В гимне осуждается человеческое неразумное стремление к чрезмерным удовольствиям, плотским наслаждениям. "Жалкие" (dysmoroi) люди не видят "общего закона" (coinon nomon) бога и не внимают ему. И только один Зевс, управляющий миром "по справедливости" (dices), может отвратить человека от "пагубного неведения" (apeirosynes apo lygros) и дать ему "разум" (gnomes), чтобы можно было также "по справедливости" (en dicei) прославлять "общий закон" (coinon nomon).

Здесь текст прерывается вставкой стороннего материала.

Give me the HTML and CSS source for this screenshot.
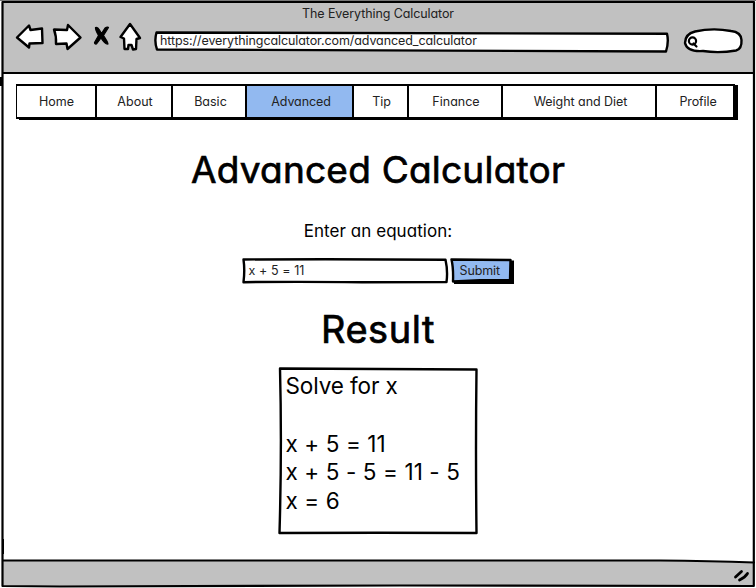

В гимне Клеанфа обращают на себя внимание такие центральные понятия стоического учения, как "всеобщий Логос" (ср. II 1070) и "всеобщий закон" (ср. I 162 = р. 43, 1; II 4 = р. 42), благодаря которым "по справедливости" правит Зевс и которые пронизывают сверху донизу весь космос, проявляясь в больших и малых вещах. Стоически звучит идея упорядочивания всего мира с помощью именно Логоса и закона, причем этот порядок есть нечто прекрасное. Главные стоические понятия находятся здесь в контексте (тоже стоически понятных) "справедливости" (dice), "всего" (pan), "природы" (physis), "космоса" (cosmos), огненной стихии. Эта огненная стихия есть не что иное, как "творческий огонь" (II 1027 pyr technicon), "огненный ум" (I 157, noyn pyrinon), "горячая пневма" (I 135 pneyma enthermon). Она упорядочивает материальную субстанцию космоса. Зевс в гимне Клеанфа – воплощением этого Зевса является Логос и закон – также, по общему стоическому учению, есть само "провидение" (pronoia II 1118) и "судьба" (II 993, heimarmene), управляющие вселенной.

В гимне Клеанфа ничего не говорится специально о судьбе. Но Логос Клеанфа есть не что иное, как оформление и осмысление фактически наличного вещества в природе, то есть прежде всего огня и исходящих от него всех прочих элементов. Логос здесь только узаконивает стихийное вещество космоса и превращает его роковую данность во всеобщую целесообразность. О Зевсе прямо сказано, что он охватывает собою и добро и зло. В этом смысле гимн Клеанфа к Зевсу может считаться крупнейшим, но совершенно точным итогом всей стоической эстетики.